Incumplimiento que necesariamente conlleva una responsabilidad (más allá de la -más difusa- derivada del incumplimiento de obligaciones internacionales del Estado), dado el rol auténticamente constitucional que en nuestro ordenamiento cumplen los tratados internacionales de derechos humanos ratificados por España. Dicha responsabilidad se concretará en: a) la obligación (para todos los tribunales españoles -incluido el Tribunal Constitucional) de declarar explícitamente la existencia de un incumplimiento de una obligación constitucional por parte de los poderes públicos: b) la imposición de una obligación de resarcimiento a las víctimas por parte del Estado; y c) la declaración de una obligación (para el legislador -si es que este quiere respetar los mandatos previstos en la constitución) de incriminación, de creación de una figura delictiva (con ciertas características, y con una pena suficiente -mente preventiva). (Obligación esta, la de incriminación, que perfectamente sería posible hacer cumplir coercitivamente, a través de la figura de la multa coercitiva -conocida ya en nuestro Derecho, y desde luego también en el Derecho Comunitario europeo- para el caso de negligencia continuada y contumaz del legislador.)

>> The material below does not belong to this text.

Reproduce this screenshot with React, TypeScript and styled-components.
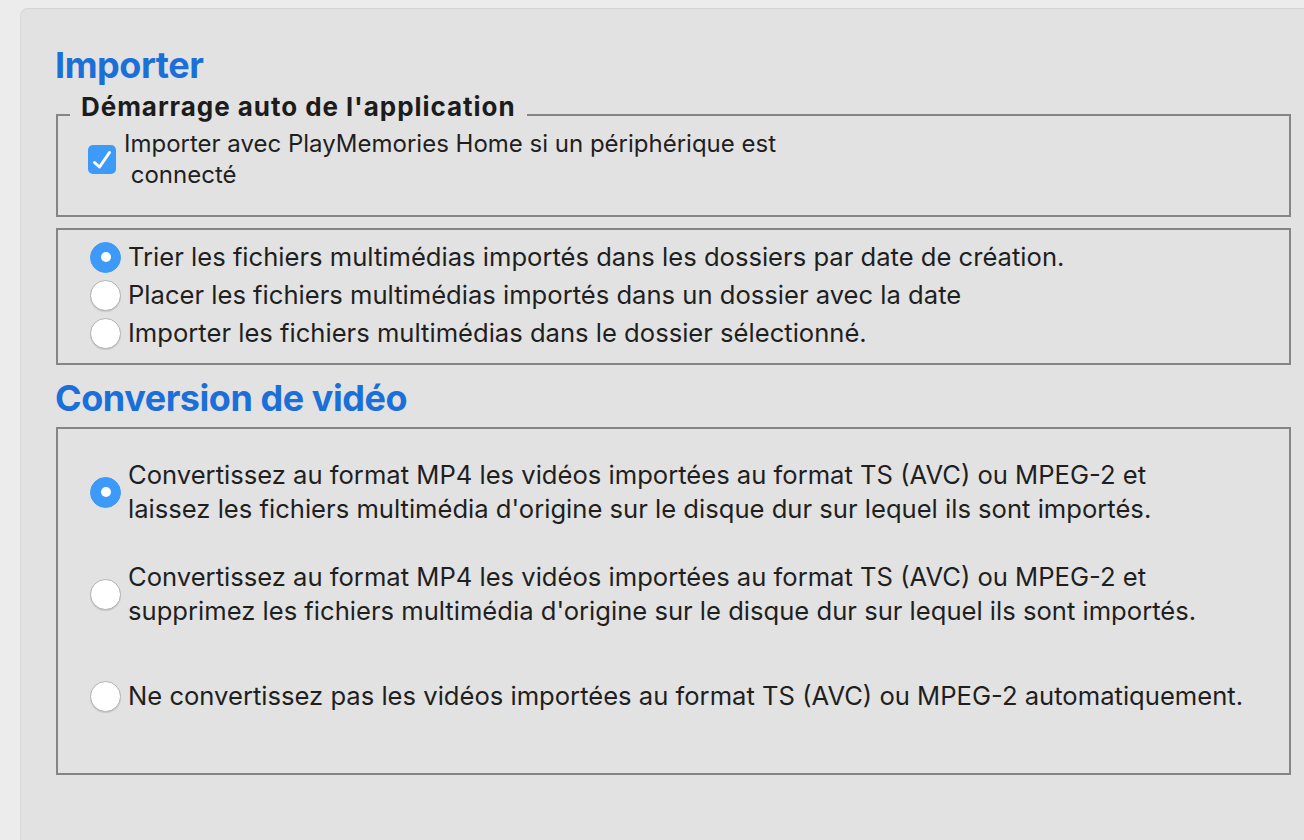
import React from 'react';
import styled, { createGlobalStyle } from 'styled-components';

const GlobalStyle = createGlobalStyle`
    html, body {
        margin: 0;
        padding: 0;
        background-color: #ECECEC;
    }
    body {
        font-family: Inter, "Liberation Sans", sans-serif;
        color: #1F1F1F;
    }
`;

const Page = styled.div`
    min-height: 100vh;
    box-sizing: border-box;
    padding: 8px 0 0 20px;
`;

const Panel = styled.div`
    min-height: 832px;
    box-sizing: border-box;
    background-color: #E2E2E2;
    border-top: 1px solid #D4D4D4;
    border-left: 1px solid #DADADA;
    border-top-left-radius: 8px;
    padding: 36px 13px 0 35px;
`;

const Heading = styled.h2<{ $gap?: number }>`
    margin: ${(p) => p.$gap ?? 0}px 0 0 -1px;
    font-size: 36px;
    line-height: 40px;
    font-weight: 700;
    color: #1A6FD8;
    letter-spacing: -0.45px;
`;

const Box = styled.div<{ $gap: number; $pad: string }>`
    margin-top: ${(p) => p.$gap}px;
    border: 2px solid #858585;
    padding: ${(p) => p.$pad};
`;

const Legend = styled.div`
    display: block;
    width: fit-content;
    margin: -24px 0 0 12px;
    padding: 0 11px;
    background-color: #E2E2E2;
    font-size: 26px;
    line-height: 30px;
    font-weight: 700;
    letter-spacing: 0.95px;
    color: #1C1C1C;
`;

const CheckRow = styled.label`
    display: flex;
    align-items: center;
    gap: 8px;
    margin-top: 6px;
    padding-left: 30px;
`;

const CheckBox = styled.span`
    flex: none;
    width: 28px;
    height: 29px;
    border-radius: 5px;
    background-color: #3D9AF8;
    display: flex;
`;

const Text = styled.span<{ $lh: number; $size?: number }>`
    font-size: ${(p) => p.$size ?? 24}px;
    line-height: ${(p) => p.$lh}px;
`;

const OptionRow = styled.label<{ $h: number }>`
    display: flex;
    align-items: center;
    gap: 7px;
    height: ${(p) => p.$h}px;
    padding-left: 32px;
`;

const Radio = styled.span<{ $on?: boolean }>`
    flex: none;
    width: 31px;
    height: 31px;
    box-sizing: border-box;
    border-radius: 50%;
    display: flex;
    align-items: center;
    justify-content: center;
    background-color: ${(p) => (p.$on ? '#3D9AF8' : '#FFFFFF')};
    border: 1px solid ${(p) => (p.$on ? '#3D9AF8' : '#B4B4B4')};
    box-shadow: ${(p) => (p.$on ? 'none' : '0 1px 1px rgba(0, 0, 0, 0.12)')};

    &::after {
        content: '';
        display: ${(p) => (p.$on ? 'block' : 'none')};
        width: 10px;
        height: 10px;
        border-radius: 50%;
        background-color: #FFFFFF;
    }
`;

const sortOptions = [
    'Trier les fichiers multimédias importés dans les dossiers par date de création.',
    'Placer les fichiers multimédias importés dans un dossier avec la date',
    'Importer les fichiers multimédias dans le dossier sélectionné.',
];

const videoOptions = [
    [
        'Convertissez au format MP4 les vidéos importées au format TS (AVC) ou MPEG-2 et',
        "laissez les fichiers multimédia d'origine sur le disque dur sur lequel ils sont importés.",
    ],
    [
        'Convertissez au format MP4 les vidéos importées au format TS (AVC) ou MPEG-2 et',
        "supprimez les fichiers multimédia d'origine sur le disque dur sur lequel ils sont importés.",
    ],
    ['Ne convertissez pas les vidéos importées au format TS (AVC) ou MPEG-2 automatiquement.'],
];

const App = () => {
    return (
        <>
            <GlobalStyle />
            <Page>
                <Panel>
                    <Heading>Importer</Heading>

                    <Box $gap={29} $pad="0 0 25px 0">
                        <Legend>Démarrage auto de l'application</Legend>
                        <CheckRow>
                            <CheckBox>
                                <svg width="28" height="29" viewBox="0 0 28 29">
                                    <polyline
                                        points="6.5,17.5 11.5,22 21.5,7.5"
                                        fill="none"
                                        stroke="#FFFFFF"
                                        strokeWidth="3"
                                        strokeLinecap="round"
                                        strokeLinejoin="round"
                                    />
                                </svg>
                            </CheckBox>
                            <Text $lh={31}>
                                Importer avec PlayMemories Home si un périphérique est
                                <br />
                                {'\u00a0connecté'}
                            </Text>
                        </CheckRow>
                    </Box>

                    <Box $gap={11} $pad="8px 0 11px 0">
                        {sortOptions.map((label, i) => (
                            <OptionRow key={label} $h={38}>
                                <Radio $on={i === 0} />
                                <Text $lh={38} $size={25.6}>{label}</Text>
                            </OptionRow>
                        ))}
                    </Box>

                    <Heading $gap={13}>Conversion de vidéo</Heading>

                    <Box $gap={9} $pad="12px 0 26px 0">
                        {videoOptions.map((lines, i) => (
                            <OptionRow key={i} $h={102}>
                                <Radio $on={i === 0} />
                                <Text $lh={34} $size={25.6}>
                                    {lines.map((line, j) => (
                                        <React.Fragment key={j}>
                                            {j > 0 && <br />}
                                            {line}
                                        </React.Fragment>
                                    ))}
                                </Text>
                            </OptionRow>
                        ))}
                    </Box>
                </Panel>
            </Page>
        </>
    );
};

export default App;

Así pues, la discusión acerca de si existen, o deben existir, obligaciones (derivadas del Derecho internacional de los derechos humanos) de incriminación resulta ser más bien inocua: la pregunta interesante no es si pueden existir tales obligaciones (me parece evidente, por las razones expuestas, que sí que pueden), sino en qué casos, con qué condiciones.